EDS Welcomes Largest Distributive Learning Class in its History; The Rev. Frank Fornaro '96 Delivers Matriculation Address

June 11, 2014 (Cambridge, MA)-- Episcopal Divinity School welcomed its largest-ever class of Distributive Learning students this week, as 14 students matriculated in the school's historic St. John's Memorial Chapel. EDS's Distributive Learning program is an innovative low-residency program that allows students to earn a Master of Divinity, Master of Arts in Theological Studies, or Doctor of Ministry degree by taking online courses during the fall and spring terms, as well as intensive courses on the EDS campus during two week terms in January and June.

Designed for students who feel called to pursue a seminary education, but who are unable to relocate to a seminary setting for a traditional Fall and Spring term residential program, the Distributive Learning option emphasizes small group formation and education, with regular interaction among students and faculty and an intentional focus on theological reflection and sharing practical experience in ministry, whether lay or ordained. 

The Distributive Learning class entering in June 2014 comes to EDS from 11 states and provinces in the United States and Canada. Geographically, students hail from states ranging from Maine to Hawaii, and from Florida to California. The class includes members of the Episcopal Church, the Metropolitan Community Church, and the United Church of Christ, and includes several candidates for ordination in their respective denominations. 

The Matriculation Service is a longstanding EDS tradition, with new students signing a matriculation book, and with faculty processing in full academic regalia.
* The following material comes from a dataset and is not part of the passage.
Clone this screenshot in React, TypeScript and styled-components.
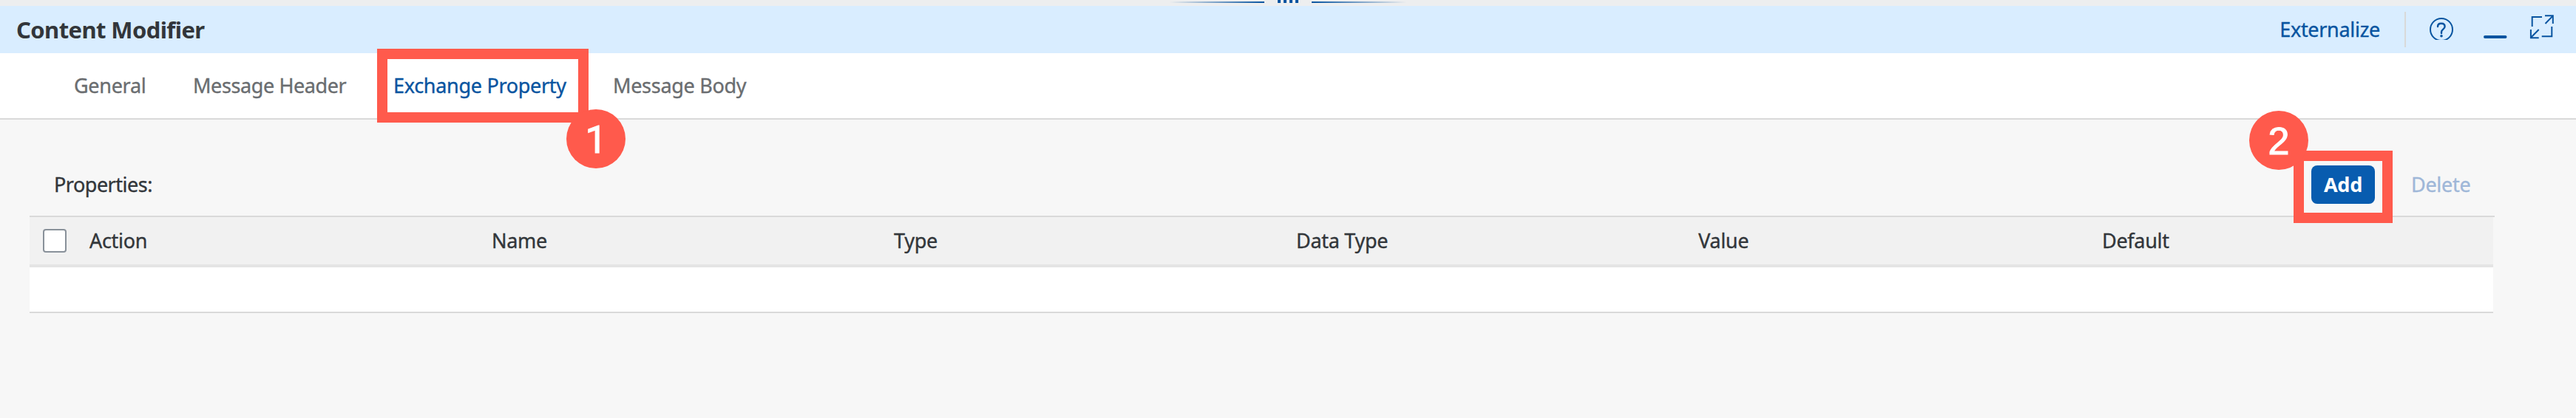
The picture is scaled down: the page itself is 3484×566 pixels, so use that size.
import React from "react";
import styled, { createGlobalStyle } from "styled-components";

const GlobalStyle = createGlobalStyle`
  * { box-sizing: border-box; }
  body { margin: 0; background: #f7f7f7; color: #32363a; font-family: "Noto Sans", sans-serif; font-size: 27px; }
`;

const Page = styled.div`
  width: 3484px;
  height: 566px;
  overflow: hidden;
  background: #f7f7f7;
`;

const Text = styled.span<{ $spacing?: number }>`
  display: block;
  line-height: 40px;
  white-space: nowrap;
  letter-spacing: ${(p) => p.$spacing ?? -0.3}px;
  -webkit-text-stroke: 0.35px currentColor;
`;

const Splitter = styled.div`
  display: flex;
  justify-content: center;
  gap: 18px;
  height: 8px;
  background: #edeeef;
`;

const SplitterLine = styled.div<{ $toward: string }>`
  width: 128px;
  height: 2px;
  margin-top: 2px;
  background: linear-gradient(to ${(p) => p.$toward}, rgba(8, 84, 160, 0), #0854a0);
`;

const Grip = styled.div`
  display: flex;
  gap: 4px;
  height: 4px;
`;

const GripDot = styled.i`
  width: 4px;
  background: #0854a0;
`;

const Header = styled.header`
  display: flex;
  justify-content: space-between;
  height: 64px;
  padding: 0 28px 0 22px;
  background: #d9edff;
`;

const Title = styled.h1`
  margin: 9px 0 0;
  font-size: 31px;
  font-weight: 700;
  line-height: 46px;
  letter-spacing: -0.6px;
`;

const HeaderActions = styled.div`
  display: flex;
  color: #0854a0;
`;

const LinkButton = styled.button`
  height: 40px;
  margin-top: 12px;
  padding: 0;
  border: 0;
  background: none;
  color: inherit;
  font: inherit;
`;

const Divider = styled.div`
  width: 2px;
  height: 48px;
  margin: 8px 30px 0 33px;
  background: #d9d9d9;
`;

const HeaderIcon = styled.svg<{ $gap?: number }>`
  width: 36px;
  height: 36px;
  margin: 10px ${(p) => p.$gap ?? 0}px 0 0;
  fill: none;
  stroke: currentColor;
  stroke-width: 2;
`;

const Tabs = styled.nav`
  display: flex;
  height: 90px;
  padding-left: 100px;
  border-bottom: 2px solid #d9d9d9;
  background: #fff;
`;

const Tab = styled.div<{ $selected?: boolean; $width: number }>`
  position: relative;
  width: ${(p) => p.$width}px;
  padding-top: 24px;
  color: ${(p) => (p.$selected ? "#0854a0" : "#6a6d70")};
`;

const Highlight = styled.div<{ $x: number; $y: number; $w: number; $h: number }>`
  position: absolute;
  left: ${(p) => p.$x}px;
  top: ${(p) => p.$y}px;
  width: ${(p) => p.$w}px;
  height: ${(p) => p.$h}px;
  border: 14px solid #ff5a4c;
`;

const Step = styled.div<{ $x: number; $y: number; $face: string }>`
  position: absolute;
  left: ${(p) => p.$x}px;
  top: ${(p) => p.$y}px;
  width: 80px;
  height: 80px;
  border-radius: 50%;
  background: #ff5a4c;
  color: #fff;
  font: 52px/83px "${(p) => p.$face}", sans-serif;
  -webkit-text-stroke: 1.2px #fff;
  text-align: center;
  z-index: 2;
`;

const Toolbar = styled.div`
  display: flex;
  width: 3334px;
  height: 132px;
  padding: 60px 34px 0 33px;
  margin-left: 40px;
  border-bottom: 2px solid #d9d9d9;
`;

const ToolbarLabel = styled.div`
  flex: 1;
  padding-top: 8px;
`;

const AddSlot = styled.div`
  position: relative;
  margin-right: 49px;
`;

const AddButton = styled.button`
  display: block;
  width: 86px;
  height: 52px;
  margin-top: 2px;
  padding: 0;
  border: 0;
  border-radius: 8px;
  background: #085caf;
  color: #fff;
  font: 700 27px/50px "Noto Sans", sans-serif;
  letter-spacing: -0.2px;
`;

const DeleteLabel = styled.div`
  width: 79px;
  padding-top: 8px;
  color: #9fb7d8;
`;

const Table = styled.section`
  width: 3332px;
  margin-left: 40px;
`;

const HeadRow = styled.div`
  display: grid;
  grid-template-columns: 81px repeat(4, 544px) 546px 1fr;
  align-items: start;
  height: 68px;
  border-bottom: 4px solid #e4e4e4;
  background: #f1f1f1;
`;

const Checkbox = styled.div`
  width: 32px;
  height: 32px;
  margin: 16px 0 0 18px;
  border: 2px solid #89919a;
  border-radius: 4px;
  background: #fff;
`;

const HeadCell = styled.div`
  padding-top: 12px;
`;

const EmptyRow = styled.div`
  height: 62px;
  border-bottom: 2px solid #d9d9d9;
  background: #fff;
`;

const columns = ["Action", "Name", "Type", "Data Type", "Value", "Default"];

export default function App() {
  return (
    <Page>
      <GlobalStyle />
      <Splitter>
        <SplitterLine $toward="right" />
        <Grip>
          <GripDot /><GripDot /><GripDot /><GripDot />
        </Grip>
        <SplitterLine $toward="left" />
      </Splitter>
      <Header>
        <Title>Content Modifier</Title>
        <HeaderActions>
          <LinkButton><Text>Externalize</Text></LinkButton>
          <Divider />
          <HeaderIcon $gap={38} viewBox="0 0 36 36">
            <circle cx="18" cy="22" r="15" />
            <path d="M13 18C13 15 15.2 13.8 17.8 13.8C20.8 13.8 22.6 15.5 22.6 18C22.6 21.6 18 21.6 18 25.2V27" strokeWidth="2.4" strokeLinecap="round" />
            <circle cx="18" cy="30.8" r="1.8" fill="currentColor" stroke="none" />
          </HeaderIcon>
          <HeaderIcon $gap={26} viewBox="0 0 36 36">
            <path d="M3 32H30.5" strokeWidth="4" strokeLinecap="round" />
          </HeaderIcon>
          <HeaderIcon viewBox="0 0 36 36">
            <path d="M4.7 18V5H18M31.3 18V31.2H17.7M22 3.2H32.8V14M22.5 14L32.6 3.6M2.9 22V33.2H13.7M13.7 22L3.1 32.8" />
          </HeaderIcon>
        </HeaderActions>
      </Header>
      <Tabs>
        <Tab $width={161}><Text>General</Text></Tab>
        <Tab $width={271}><Text $spacing={-0.4}>Message Header</Text></Tab>
        <Tab $selected $width={297}>
          <Text>Exchange Property</Text>
          <Highlight $x={-22} $y={-6} $w={286} $h={100} />
          <Step $x={234} $y={76} $face="Roboto">1</Step>
        </Tab>
        <Tab $width={200}><Text>Message Body</Text></Tab>
      </Tabs>
      <Toolbar>
        <ToolbarLabel><Text $spacing={-0.5}>Properties:</Text></ToolbarLabel>
        <AddSlot>
          <AddButton>Add</AddButton>
          <Highlight $x={-24} $y={-18} $w={134} $h={98} />
          <Step $x={-84} $y={-72} $face="Liberation Sans">2</Step>
        </AddSlot>
        <DeleteLabel><Text>Delete</Text></DeleteLabel>
      </Toolbar>
      <Table>
        <HeadRow>
          <Checkbox />
          {columns.map((c) => (
            <HeadCell key={c}><Text>{c}</Text></HeadCell>
          ))}
        </HeadRow>
        <EmptyRow />
      </Table>
    </Page>
  );
}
These traditions signify EDS's committment to the matriculating students, and the students' entry into a community of academic study and spiritual formation. 
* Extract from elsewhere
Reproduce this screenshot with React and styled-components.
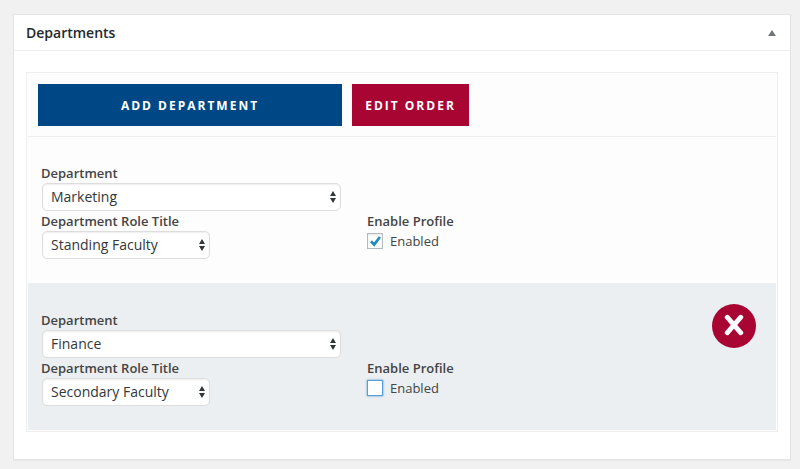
import React, { useState } from 'react';
import styled, { createGlobalStyle } from 'styled-components';

const GlobalStyle = createGlobalStyle`
  body {
    margin: 0;
    background: #f1f1f1;
    color: #444;
    font-family: 'Open Sans', sans-serif;
    font-size: 13px;
    line-height: 20px;
  }

  *, *::before, *::after {
    box-sizing: border-box;
  }

  button, select, input {
    font-family: inherit;
  }
`;

const Page = styled.main`
  padding: 14px 9px 9px 13px;
`;

const Postbox = styled.section`
  background: #fff;
  border: 1px solid #e5e5e5;
  box-shadow: 0 1px 1px rgba(0, 0, 0, 0.04);
`;

const PostboxHeader = styled.header`
  display: flex;
  align-items: center;
  justify-content: space-between;
  height: 36px;
  padding-left: 12px;
  border-bottom: 1px solid #eee;
`;

const Title = styled.h2`
  margin: 0;
  color: #23282d;
  font-size: 14px;
  font-weight: 600;
`;

const ToggleButton = styled.button`
  display: flex;
  align-items: center;
  justify-content: center;
  width: 36px;
  height: 36px;
  padding: 0;
  border: none;
  background: none;
  color: #72777c;
  cursor: pointer;
`;

const PostboxBody = styled.div`
  padding: 21px 12px 27px;
`;

const Repeater = styled.div`
  padding: 1px;
  border: 1px solid #eee;
  background: #fdfdfd;
`;

const Toolbar = styled.div`
  display: flex;
  gap: 10px;
  padding: 10px;
`;

const Button = styled.button`
  width: ${props => props.$wide ? '304px' : '117px'};
  height: 42px;
  padding: 0;
  border: none;
  background: ${props => props.$wide ? '#004785' : '#a90533'};
  color: #fff;
  font-size: 12px;
  font-weight: 700;
  letter-spacing: 2px;
  text-transform: uppercase;
  white-space: nowrap;
  cursor: pointer;
`;

const Row = styled.div`
  display: flex;
  align-items: flex-start;
  padding: 0 20px 24px 13px;
  border-top: 1px solid ${props => props.$shaded ? '#ebeff2' : '#eee'};
  background: ${props => props.$shaded ? '#ebeff2' : 'transparent'};
`;

const Fields = styled.div`
  display: grid;
  flex: 1;
  grid-template-columns: 326px 1fr;
  padding-top: 26px;
`;

const Field = styled.div`
  display: flex;
  flex-direction: column;
  align-items: flex-start;
  grid-column: ${props => props.$full ? '1 / -1' : 'auto'};
`;

const Label = styled.label`
  font-weight: 600;
`;

const SelectWrap = styled.div`
  position: relative;
  width: ${props => props.$wide ? '299px' : '168px'};
  margin-left: 1px;
`;

const Select = styled.select`
  display: block;
  appearance: none;
  width: 100%;
  height: 28px;
  padding: 0 24px 0 8px;
  border: 1px solid #ddd;
  border-radius: 5px;
  background: #fff;
  box-shadow: inset 0 1px 2px rgba(0, 0, 0, 0.07);
  color: #32373c;
  font-size: 14px;
  line-height: 20px;
`;

const SelectArrows = styled.svg`
  position: absolute;
  top: 8px;
  right: 5px;
  fill: #32373c;
  pointer-events: none;
`;

const CheckGroup = styled.fieldset`
  min-width: 0;
  margin: 0;
  padding: 0;
  border: none;
`;

const Legend = styled.legend`
  padding: 0;
  font-weight: 600;
`;

const CheckLabel = styled.label`
  display: flex;
  align-items: center;
  gap: 7px;
  width: fit-content;
`;

const CheckWrap = styled.span`
  position: relative;
  display: flex;
`;

const Checkbox = styled.input`
  appearance: none;
  width: 16px;
  height: 16px;
  margin: 0;
  border: 1px solid ${props => props.$active ? '#5b9dd9' : '#b4b9be'};
  background: #fff;
  box-shadow: ${props => props.$active
    ? '0 0 2px rgba(30, 140, 190, 0.8)'
    : 'inset 0 1px 2px rgba(0, 0, 0, 0.1)'};
  outline: none;
`;

const Tick = styled.svg`
  position: absolute;
  top: 0;
  left: 0;
  fill: none;
  stroke: #1e8cbe;
  stroke-width: 2.7;
  pointer-events: none;
`;

const RemoveButton = styled.button`
  display: flex;
  align-items: center;
  justify-content: center;
  width: 44px;
  height: 44px;
  margin-top: 20px;
  padding: 0;
  border: none;
  border-radius: 50%;
  background: #a90533;
  cursor: pointer;
`;

const departments = ['Marketing', 'Finance'];
const roles = ['Standing Faculty', 'Secondary Faculty'];

const initialRows = [
  { id: 1, department: 'Marketing', role: 'Standing Faculty', enabled: true },
  { id: 2, department: 'Finance', role: 'Secondary Faculty', enabled: false, active: true }
];

const SelectField = ({ id, label, value, options, wide, onChange }) => (
  <Field $full={wide}>
    <Label htmlFor={id}>{label}</Label>
    <SelectWrap $wide={wide}>
      <Select id={id} value={value} onChange={(e) => onChange(e.target.value)}>
        {options.map(option => (
          <option key={option} value={option}>{option}</option>
        ))}
      </Select>
      <SelectArrows width="6" height="12" viewBox="0 0 6 12" aria-hidden="true">
        <path d="M3 0L6 5H0zM0 7h6L3 12z" />
      </SelectArrows>
    </SelectWrap>
  </Field>
);

const DepartmentRow = ({ row, onChange, onRemove }) => (
  <Row $shaded={row.active}>
    <Fields>
      <SelectField
        id={`department-${row.id}`}
        label="Department"
        value={row.department}
        options={departments}
        wide
        onChange={(department) => onChange({ department })}
      />
      <SelectField
        id={`role-${row.id}`}
        label="Department Role Title"
        value={row.role}
        options={roles}
        onChange={(role) => onChange({ role })}
      />
      <CheckGroup>
        <Legend>Enable Profile</Legend>
        <CheckLabel>
          <CheckWrap>
            <Checkbox
              type="checkbox"
              $active={row.active}
              checked={row.enabled}
              onChange={(e) => onChange({ enabled: e.target.checked })}
            />
            {row.enabled && (
              <Tick width="16" height="16" viewBox="0 0 16 16" aria-hidden="true">
                <path d="M4 8.2L7.2 11.6L12.9 4" />
              </Tick>
            )}
          </CheckWrap>
          Enabled
        </CheckLabel>
      </CheckGroup>
    </Fields>
    {row.active && (
      <RemoveButton type="button" aria-label="Remove department" onClick={onRemove}>
        <svg width="20" height="24" viewBox="0 0 20 24" aria-hidden="true">
          <path d="M3.2 3.2L16.8 18.8M16.8 3.2L3.2 18.8" stroke="#fff" strokeWidth="4.8" strokeLinecap="round" />
        </svg>
      </RemoveButton>
    )}
  </Row>
);

const App = () => {
  const [rows, setRows] = useState(initialRows);
  const [isOpen, setIsOpen] = useState(true);

  const updateRow = (id, changes) => {
    setRows(prev => prev.map(row => (row.id === id ? { ...row, ...changes } : row)));
  };

  const removeRow = (id) => {
    setRows(prev => prev.filter(row => row.id !== id));
  };

  const addRow = () => {
    setRows(prev => [
      ...prev,
      { id: Date.now(), department: departments[0], role: roles[0], enabled: false }
    ]);
  };

  return (
    <Page>
      <GlobalStyle />
      <Postbox>
        <PostboxHeader>
          <Title>Departments</Title>
          <ToggleButton
            type="button"
            aria-label="Toggle panel"
            aria-expanded={isOpen}
            onClick={() => setIsOpen(!isOpen)}
          >
            <svg width="8" height="6" viewBox="0 0 8 6" fill="currentColor" aria-hidden="true">
              <path d="M4 0L8 6H0z" />
            </svg>
          </ToggleButton>
        </PostboxHeader>
        {isOpen && (
          <PostboxBody>
            <Repeater>
              <Toolbar>
                <Button type="button" $wide onClick={addRow}>Add Department</Button>
                <Button type="button">Edit Order</Button>
              </Toolbar>
              {rows.map(row => (
                <DepartmentRow
                  key={row.id}
                  row={row}
                  onChange={(changes) => updateRow(row.id, changes)}
                  onRemove={() => removeRow(row.id)}
                />
              ))}
            </Repeater>
          </PostboxBody>
        )}
      </Postbox>
    </Page>
  );
};

export default App;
The Rev. Frank Fornaro '96, Interim Director of Theological Field Education, delivered the Matriculation Address to students, alumni/ae, faculty, staff, and friends who gathered in St. John's Memorial Chapel for the service. The text of Fornaro's Metriculation Address can be read below.


Matriculation Address
Given by The Rev. Frank Fornaro '96
in St. John's Memorial Chapel at Episcopal Divinity School, Cambridge, Massachusetts
June 11, 2014

Dean Ragsdale, Dean Bauer-Levesque, Dean Gelfer, Faculty, Staff, Returning Students, Parents, Friends, and Matriculating Students, I am honored to welcome you to Episcopal Divinity School.

I am sure you’ve been welcomed many times since Sunday. Today we all participate with you in a liturgical welcome. This celebration of your presence here marks an important part of your life’s journey and an important part of your lifetime of learning.  And it also marks an important part in the journey and life of Episcopal Divinity School. When you sign the book you join hundreds who preceded you. At the same time you sign that book, EDS commits itself to you.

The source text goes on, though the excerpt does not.